Anyway, so I converted the code over, and it runs like, you guessed it, a dog. It was initially taking 30 seconds to load the main page, and then the following day that stretched out to about 5 minutes. Once a dog, always a dog.
My hosting provider then found a server problem, which they haven’t fully fixed or conveyed to me yet, but the site is running a little faster now, which saves a bit of backout work. Suffice to say, it may not be MySQL, but I like to tar everything with the same brush, so MySQL it is.
SQL, the COBOL of databases.
Shoot video, put it online, hope people watch. If it weren’t about the audience, it wouldn’t be on the web. It’s not about the media, it’s about the me, duh. If we change the world at the same time, then that’s an added bonus. Causality. Deal with it.
I rarely shoot me, for me, but this is my 150th video, so please excuse me while I indulge myself with my first 99 or so videos.
The song “One day” is by The Jones’, a Canberra band from 1984. I think I have one of only 20 copies of their EP, which I ripped from vinyl a few years back. Not one of the better songs on the EP, but appropriate. Saw them live a couple of times, when they travelled up to Sydney. Another great record, lost in time.
One day, everybody will be happy… believe me…

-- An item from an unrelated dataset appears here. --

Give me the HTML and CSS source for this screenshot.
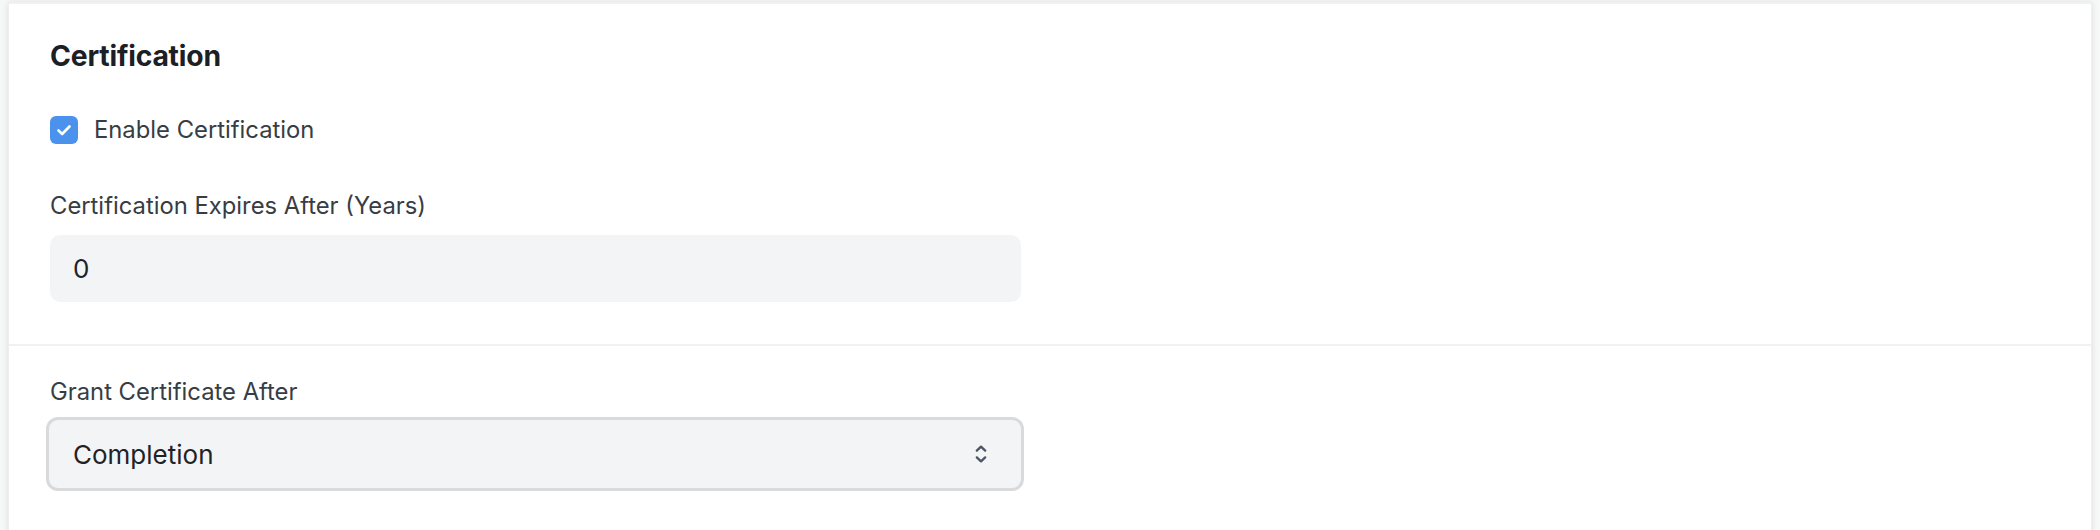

I made a big decision today, to turn off my feed from my old site. It has been simply redirecting to the new one for the last six months, which means it appears in vlog directories like mefeedia as two feeds, with two lots of stats. Not only that, but no matter how many times I say to change URLs, people just don’t. The old feed in mefeedia has 27 times more subscribers than the new feed. Go figure. Oh for URL independence.